Required task –
Write out the listing below in full and exactly, leaving out every picture.

Stored data –
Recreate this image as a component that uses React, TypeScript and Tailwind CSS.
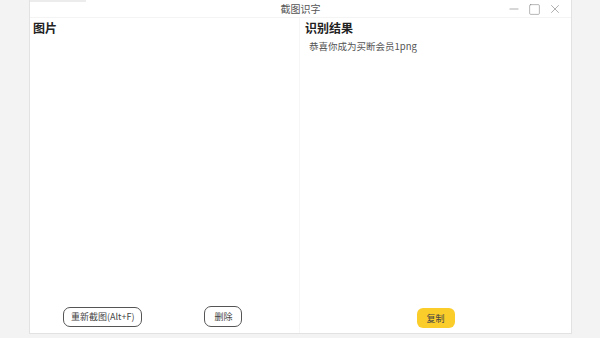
import { Minus, Square, X } from "lucide-react";

const sans = { fontFamily: '"Noto Sans CJK SC", "Noto Sans", sans-serif' };

export default function App() {
  return (
    <div className="w-[600px] h-[338px] bg-[#f3f3f3] flex overflow-hidden" style={sans}>
      <div className="ml-[29px] w-[543px] h-[334px] bg-white border-x border-b border-[#e2e2e2] flex flex-col">
        {/* title bar */}
        <div className="relative h-[18px] border-b border-[#f4f4f4] flex items-center justify-center shrink-0">
          <div className="absolute left-0 top-0 w-[56px] h-[2px] bg-[#ececec]" />
          <span className="text-[10px] leading-none text-[#555]">截图识字</span>
          <div className="absolute right-[9px] top-[2px] flex items-center gap-[7px] text-[#777]">
            <Minus size={14} strokeWidth={1} />
            <Square size={13} strokeWidth={1} />
            <X size={14} strokeWidth={1} />
          </div>
        </div>

        <div className="flex flex-1 min-h-0">
          {/* left panel */}
          <div className="w-[270px] flex flex-col border-r border-[#f6f6f6]">
            <div className="pl-[3px] pt-[2px] text-[12px] font-bold text-[#222] leading-[16px]">图片</div>
            <div className="flex-1" />
            <div className="flex items-center pl-[33px] gap-[62px] pb-[6px]">
              <button className="h-[20px] px-[7px] rounded-[7px] border border-[#555] text-[9px] text-[#444] leading-none">
                重新截图(Alt+F)
              </button>
              <button className="h-[21px] px-[9px] rounded-[7px] border border-[#555] text-[9px] text-[#444] leading-none">
                删除
              </button>
            </div>
          </div>

          {/* right panel */}
          <div className="flex-1 flex flex-col">
            <div className="pl-[5px] pt-[2px] text-[12px] font-bold text-[#222] leading-[16px]">识别结果</div>
            <div className="pl-[9px] pt-[4px] text-[9.5px] text-[#555] leading-[12px]">恭喜你成为买断会员1png</div>
            <div className="flex-1" />
            <div className="flex justify-center pb-[5px]">
              <button className="h-[20px] w-[38px] rounded-[6px] bg-[#fbcd2b] text-[9px] text-[#444] leading-none">
                复制
              </button>
            </div>
          </div>
        </div>
      </div>
    </div>
  );
}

Solution to the exercise –
Recreate this image as a component that uses React, TypeScript and Tailwind CSS.
import { Minus, Square, X } from "lucide-react";

const sans = { fontFamily: '"Noto Sans CJK SC", "Noto Sans", sans-serif' };

export default function App() {
  return (
    <div className="w-[600px] h-[338px] bg-[#f3f3f3] flex overflow-hidden" style={sans}>
      <div className="ml-[29px] w-[543px] h-[334px] bg-white border-x border-b border-[#e2e2e2] flex flex-col">
        {/* title bar */}
        <div className="relative h-[18px] border-b border-[#f4f4f4] flex items-center justify-center shrink-0">
          <div className="absolute left-0 top-0 w-[56px] h-[2px] bg-[#ececec]" />
          <span className="text-[10px] leading-none text-[#555]">截图识字</span>
          <div className="absolute right-[9px] top-[2px] flex items-center gap-[7px] text-[#777]">
            <Minus size={14} strokeWidth={1} />
            <Square size={13} strokeWidth={1} />
            <X size={14} strokeWidth={1} />
          </div>
        </div>

        <div className="flex flex-1 min-h-0">
          {/* left panel */}
          <div className="w-[270px] flex flex-col border-r border-[#f6f6f6]">
            <div className="pl-[3px] pt-[2px] text-[12px] font-bold text-[#222] leading-[16px]">图片</div>
            <div className="flex-1" />
            <div className="flex items-center pl-[33px] gap-[62px] pb-[6px]">
              <button className="h-[20px] px-[7px] rounded-[7px] border border-[#555] text-[9px] text-[#444] leading-none">
                重新截图(Alt+F)
              </button>
              <button className="h-[21px] px-[9px] rounded-[7px] border border-[#555] text-[9px] text-[#444] leading-none">
                删除
              </button>
            </div>
          </div>

          {/* right panel */}
          <div className="flex-1 flex flex-col">
            <div className="pl-[5px] pt-[2px] text-[12px] font-bold text-[#222] leading-[16px]">识别结果</div>
            <div className="pl-[9px] pt-[4px] text-[9.5px] text-[#555] leading-[12px]">恭喜你成为买断会员1png</div>
            <div className="flex-1" />
            <div className="flex justify-center pb-[5px]">
              <button className="h-[20px] w-[38px] rounded-[6px] bg-[#fbcd2b] text-[9px] text-[#444] leading-none">
                复制
              </button>
            </div>
          </div>
        </div>
      </div>
    </div>
  );
}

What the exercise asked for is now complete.